To quote the legendary New York Yankees baseball coach Yogi Berra, “it’s déjà vu all over again” when it comes to the Irish state and its gas reserves.
Other than around 25% of the requirement that comes from the Corrib field, the state is totally dependent on gas imports and over 70% dependent on overall energy imports. In addition, the Corrib supply will run out in the not too-distant future.
In September last year Gript reported that as winter approached and as the war in Ukraine went on that there was no gas in storage here. Guess what? There is still no gas in storage here.
Ireland is the big gap in the middle below. The EU is at over 94% storage and every member state other than Ireland is at close to 90% or over.

Gas Infrastructure Europe – AGSI (gie.eu)
The absurd aspect of this last year was that it came shortly after Minister Eamon Ryan and one of his possible successors, Darren O’Rourke of Sinn Féin, had been raméising about “green hydrogen” and an imagined future in which the state will be exporting “green hydrogen” gas overseas.
This is somewhat on par with a lad who has a pothole outside his door planning to turn it into an Olympic-sized swimming pool. And sure, hosting the Olympics themselves, and why not.
The surreal element of this year’s total lack of any gas reserves is that An Bord Pleanála, apparently on the grounds of state policy, has just last week turned down again an application to build a Liquified Natural Gas terminal in the Shannon Estuary.
The proposal was for an LNG terminal at Tarbert, and a connected 600MW power station. The project involved a proposed €650 million investment which would have had a major positive impact on the local economy in a region with above average unemployment, as well as addressing part of the state’s energy requirements.
All of which apparently fade in comparison to the fretting of the Greens and the crusty agitators who opposed the development.
The state policy in question is that the state, for the self-indulgent ideological reasons of a small minority party, is opposed to importing gas that has been accessed through fracking. In its decisions An Bord Pleanála said that allowing the development to go ahead would be “contrary to the proper planning and sustainable development of the area”.
According to Don Moore of the Irish Academy of Engineering’s Climate Action Committee, who was interviewed by Newstalk following the Bord Pleanála decision, not only will the refusal of the terminal continue to ensure that the state is largely dependent on imported gas, but that, of those imports, “20% of the gas is actually fracked LNG coming from the US to Ireland”.

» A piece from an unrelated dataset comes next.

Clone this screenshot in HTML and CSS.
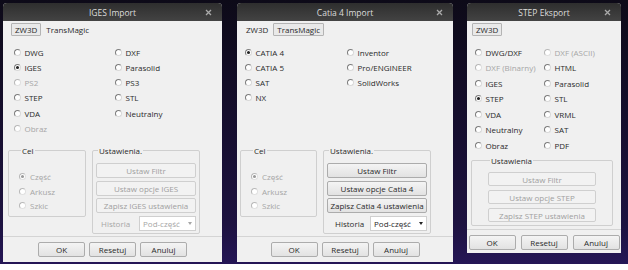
FILE: index.html
```html
<!DOCTYPE html>
<html lang="pl">
<head>
    <meta charset="UTF-8">
    <title>Import / Eksport</title>
    <link rel="stylesheet" href="styles.css">
</head>
<body>

<div class="desk">

    <!-- IGES Import -->
    <div class="dialog dialog-iges">
        <div class="titlebar">
            <span class="title">IGES Import</span>
            <svg class="close" width="7" height="7" viewBox="0 0 7 7"><path d="M1 1L6 6M6 1L1 6"/></svg>
        </div>
        <div class="tabs">
            <span class="tab active">ZW3D</span>
            <span class="tab">TransMagic</span>
        </div>
        <div class="formats">
            <label class="radio"><span class="dot"></span>DWG</label>
            <label class="radio"><span class="dot"></span>DXF</label>
            <label class="radio"><span class="dot checked"></span>IGES</label>
            <label class="radio"><span class="dot"></span>Parasolid</label>
            <label class="radio disabled"><span class="dot"></span>PS2</label>
            <label class="radio"><span class="dot"></span>PS3</label>
            <label class="radio"><span class="dot"></span>STEP</label>
            <label class="radio"><span class="dot"></span>STL</label>
            <label class="radio"><span class="dot"></span>VDA</label>
            <label class="radio"><span class="dot"></span>Neutralny</label>
            <label class="radio disabled"><span class="dot"></span>Obraz</label>
        </div>
        <div class="groups">
            <fieldset class="group group-cel">
                <legend>Cel</legend>
                <label class="radio disabled"><span class="dot checked"></span>Część</label>
                <label class="radio disabled"><span class="dot"></span>Arkusz</label>
                <label class="radio disabled"><span class="dot"></span>Szkic</label>
            </fieldset>
            <fieldset class="group group-settings">
                <legend>Ustawienia.</legend>
                <button class="btn" disabled>Ustaw Filtr</button>
                <button class="btn" disabled>Ustaw opcje IGES</button>
                <button class="btn" disabled>Zapisz IGES ustawienia</button>
                <div class="history disabled">
                    <span>Historia</span>
                    <span class="combo">Pod-część <i class="arrow"></i></span>
                </div>
            </fieldset>
        </div>
        <div class="footer">
            <button class="btn">OK</button>
            <button class="btn">Resetuj</button>
            <button class="btn">Anuluj</button>
        </div>
    </div>

    <!-- Catia 4 Import -->
    <div class="dialog dialog-catia">
        <div class="titlebar">
            <span class="title">Catia 4 Import</span>
            <svg class="close" width="7" height="7" viewBox="0 0 7 7"><path d="M1 1L6 6M6 1L1 6"/></svg>
        </div>
        <div class="tabs">
            <span class="tab">ZW3D</span>
            <span class="tab active">TransMagic</span>
        </div>
        <div class="formats">
            <label class="radio"><span class="dot checked"></span>CATIA 4</label>
            <label class="radio"><span class="dot"></span>Inventor</label>
            <label class="radio"><span class="dot"></span>CATIA 5</label>
            <label class="radio"><span class="dot"></span>Pro/ENGINEER</label>
            <label class="radio"><span class="dot"></span>SAT</label>
            <label class="radio"><span class="dot"></span>SolidWorks</label>
            <label class="radio"><span class="dot"></span>NX</label>
        </div>
        <div class="groups">
            <fieldset class="group group-cel">
                <legend>Cel</legend>
                <label class="radio disabled"><span class="dot checked"></span>Część</label>
                <label class="radio disabled"><span class="dot"></span>Arkusz</label>
                <label class="radio disabled"><span class="dot"></span>Szkic</label>
            </fieldset>
            <fieldset class="group group-settings">
                <legend>Ustawienia.</legend>
                <button class="btn">Ustaw Filtr</button>
                <button class="btn">Ustaw opcje Catia 4</button>
                <button class="btn">Zapisz Catia 4 ustawienia</button>
                <div class="history">
                    <span>Historia</span>
                    <span class="combo">Pod-część <i class="arrow"></i></span>
                </div>
            </fieldset>
        </div>
        <div class="footer">
            <button class="btn">OK</button>
            <button class="btn">Resetuj</button>
            <button class="btn">Anuluj</button>
        </div>
    </div>

    <!-- STEP Eksport -->
    <div class="dialog dialog-step">
        <div class="titlebar">
            <span class="title">STEP Eksport</span>
            <svg class="close" width="7" height="7" viewBox="0 0 7 7"><path d="M1 1L6 6M6 1L1 6"/></svg>
        </div>
        <div class="tabs">
            <span class="tab active">ZW3D</span>
        </div>
        <div class="formats">
            <label class="radio"><span class="dot"></span>DWG/DXF</label>
            <label class="radio disabled"><span class="dot"></span>DXF (ASCII)</label>
            <label class="radio disabled"><span class="dot"></span>DXF (Binarny)</label>
            <label class="radio"><span class="dot"></span>HTML</label>
            <label class="radio"><span class="dot"></span>IGES</label>
            <label class="radio"><span class="dot"></span>Parasolid</label>
            <label class="radio"><span class="dot checked"></span>STEP</label>
            <label class="radio"><span class="dot"></span>STL</label>
            <label class="radio"><span class="dot"></span>VDA</label>
            <label class="radio"><span class="dot"></span>VRML</label>
            <label class="radio"><span class="dot"></span>Neutralny</label>
            <label class="radio"><span class="dot"></span>SAT</label>
            <label class="radio"><span class="dot"></span>Obraz</label>
            <label class="radio"><span class="dot"></span>PDF</label>
        </div>
        <div class="groups">
            <fieldset class="group group-settings">
                <legend>Ustawienia</legend>
                <button class="btn" disabled>Ustaw Filtr</button>
                <button class="btn" disabled>Ustaw opcje STEP</button>
                <button class="btn" disabled>Zapisz STEP ustawienia</button>
            </fieldset>
        </div>
        <div class="footer">
            <button class="btn">OK</button>
            <button class="btn">Resetuj</button>
            <button class="btn">Anuluj</button>
        </div>
    </div>

</div>

</body>
</html>
```

FILE: styles.css
```css
body {
    margin: 0;
    background-color: #fff;
    font-family: "Open Sans", "Noto Sans", sans-serif;
    font-size: 8px;
    color: #2a2a2a;
}
.desk {
    display: flex;
    align-items: flex-start;
    height: 264px;
    padding: 3px 0 0 3px;
    box-sizing: border-box;
    background: linear-gradient(#0d0a18, #1d1240 85%, #251656);
}
.dialog {
    display: flex;
    flex-direction: column;
    background-color: #f0f0f0;
    border-radius: 4px 4px 0 0;
    overflow: hidden;
}
.dialog-iges {
    width: 219px;
    height: 259px;
    margin-right: 15px;
}
.dialog-catia {
    width: 216px;
    height: 259px;
    margin-right: 14px;
}
.dialog-step {
    width: 154px;
    height: 250px;
}

/* title bar */
.titlebar {
    position: relative;
    height: 18px;
    display: flex;
    align-items: center;
    justify-content: center;
    background: linear-gradient(#2e2e2e, #434343);
    color: #dcdcdc;
    font-size: 8.5px;
}
.close {
    position: absolute;
    right: 10px;
    top: 6px;
}
.close path {
    stroke: #aaaaaa;
    stroke-width: 1.3;
}

/* tabs */
.tabs {
    display: flex;
    margin-top: 2px;
    height: 13px;
    padding-left: 8px;
}
.dialog-catia .tabs,
.dialog-step .tabs {
    padding-left: 5px;
}
.tab {
    display: flex;
    align-items: center;
    padding: 0 3px;
    border: 1px solid transparent;
    margin-right: 1px;
}
.tab.active {
    border-color: #b4b4b4;
    background-color: #e9e9e9;
    border-radius: 1px;
}

/* format radios */
.formats {
    display: grid;
    grid-template-columns: 101px 1fr;
    grid-auto-rows: 15.25px;
    height: 91.5px;
    margin-top: 8.5px;
    padding-left: 10.5px;
}
.dialog-catia .formats {
    grid-template-columns: 102px 1fr;
    padding-left: 7.5px;
}
.dialog-step .formats {
    grid-template-columns: 69px 1fr;
    grid-auto-rows: 15.5px;
    height: 108.5px;
    margin-top: 8.25px;
    padding-left: 7.5px;
}
.radio {
    display: flex;
    align-items: center;
    gap: 4px;
    white-space: nowrap;
}
.radio.disabled {
    color: #a6a6a6;
}
.dot {
    width: 5px;
    height: 5px;
    border-radius: 50%;
    border: 1px solid #7c7c7c;
    border-right-color: #d8d8d8;
    border-bottom-color: #d8d8d8;
    background-color: #fff;
    display: flex;
    align-items: center;
    justify-content: center;
}
.disabled .dot {
    border-color: #b8b8b8 #e0e0e0 #e0e0e0 #b8b8b8;
}
.dot.checked::after {
    content: "";
    width: 3px;
    height: 3px;
    border-radius: 50%;
    background-color: #222;
}
.disabled .dot.checked::after {
    background-color: #9a9a9a;
}

/* group boxes */
.groups {
    display: flex;
    align-items: flex-start;
    gap: 6px;
    margin-top: 8.5px;
    padding: 0 22px 0 5px;
}
.dialog-catia .groups {
    padding-left: 3px;
}
.dialog-step .groups {
    margin-top: 1.75px;
    padding: 0 8px 0 4px;
}
.group {
    margin: 0;
    border: 1px solid #cfcfcf;
    border-radius: 2px;
    min-width: 0;
}
.group legend {
    line-height: 11px;
    padding: 0 1px;
    margin-left: 2px;
}
.group-cel {
    width: 78px;
    box-sizing: border-box;
    padding: 14px 0 3px 10px;
}
.dialog-catia .group-cel {
    width: 77px;
}
.group-cel .radio {
    height: 14.5px;
}
.group-settings {
    flex: 1;
    display: flex;
    flex-direction: column;
    gap: 2.5px;
    padding: 7.5px 3px 2px;
}
.dialog-step .group-settings {
    gap: 4px;
    padding: 6.5px 16px 3px;
}
.dialog-step .group-settings .btn {
    height: 14px;
}

/* buttons */
.btn {
    height: 15px;
    padding: 0;
    font-family: inherit;
    font-size: 8px;
    color: #2a2a2a;
    border: 1px solid #acacac;
    border-radius: 2px;
    background: linear-gradient(#f4f4f4, #e2e2e2);
}
.btn:disabled {
    color: #a0a0a0;
    border-color: #cfcfcf;
    background: #f2f2f2;
}

.history {
    display: flex;
    align-items: center;
    justify-content: space-between;
    height: 15px;
    padding-left: 5px;
}
.dialog-catia .history {
    padding-left: 8px;
}
.history.disabled {
    color: #a6a6a6;
}
.combo {
    width: 57px;
    height: 15px;
    box-sizing: border-box;
    display: flex;
    align-items: center;
    padding-left: 3px;
    background-color: #fff;
    border: 1px solid #cfcfcf;
    position: relative;
}
.arrow {
    position: absolute;
    right: 3px;
    top: 5px;
    border-left: 2.5px solid transparent;
    border-right: 2.5px solid transparent;
    border-top: 3.5px solid #222;
}
.history.disabled .arrow {
    border-top-color: #a6a6a6;
}

/* dialog footer */
.footer {
    display: flex;
    justify-content: center;
    gap: 4px;
    margin-top: 2px;
    padding-top: 5px;
    border-top: 1px solid #d4d4d4;
}
.footer .btn {
    width: 47px;
}
.dialog-step .footer {
    margin-top: 3px;
    gap: 5px;
}
```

Moore said that the failure to allow the construction of the Shannon terminal not only places the Irish state at the “very end of the European gas grid,” via Scotland, but that such dependence and the lingering volatility of supply places us in real danger of power cuts in the near future.
He said the Government “have taken a policy decision that we should not have LNG in Ireland, at least our own LNG” – and that Ireland was now left in a “vulnerable position”.
“It’s a high-risk strategy because we’re at the very end of the European gas grid here in Ireland,” he said.
“We’re dependent on connection to the European gas grid, we’re connected by a pipeline from Scotland.
“For the foreseeable future, probably until 2040, we are going to be dependent upon gas-fired power generation to back up our energy supply.
“In other words, no matter how much more renewable energy we build, when the wind doesn’t blow we will be dependent on gas-fired power stations to provide electricity.”
The engineering expert also said he couldn’t understand why Ireland is the exception.
“Why is Ireland an exception in this regard? Every other country in Europe with a coastline either has LNG import facilities or is building them,” he said.
“Germany had none when they were importing all their gas from Russia, they now have three and very soon they will have another two more.
“So, why would Ireland, in the most exposed position, adopt this high-risk strategy?
“It does make no sense, and it will expose Ireland in the future to power cuts [and] power blackouts.”
While the Irish Care Bears fret about all sorts of bullshit, their Wokey friends in Europe like the Germans just get on with looking after their own.
Since their dependence on Russian imported gas came to an end with the Ukrainian war, the Germans have built three brand new LNG storage facilities and are in the process of constructing two more.
And the Greens and socialists – the greeny leftie “comrades” of Ryan and O’Rourke – are in power in Germany. Pixieheads indeed.
Any sovereign state worth its salt would have ignored the crusty left and others 50 years ago and built nuclear power stations. It would also have moved to develop tidal energy on the Atlantic at a time when it represented a viable long term investment.
Instead, it has substituted any long term thinking of benefit to the state and its citizens for a smorgasbord of faddish crusty climate fanaticism. And this is all driven by a party that will be doing well to have half a dozen city and county councillors this time next year.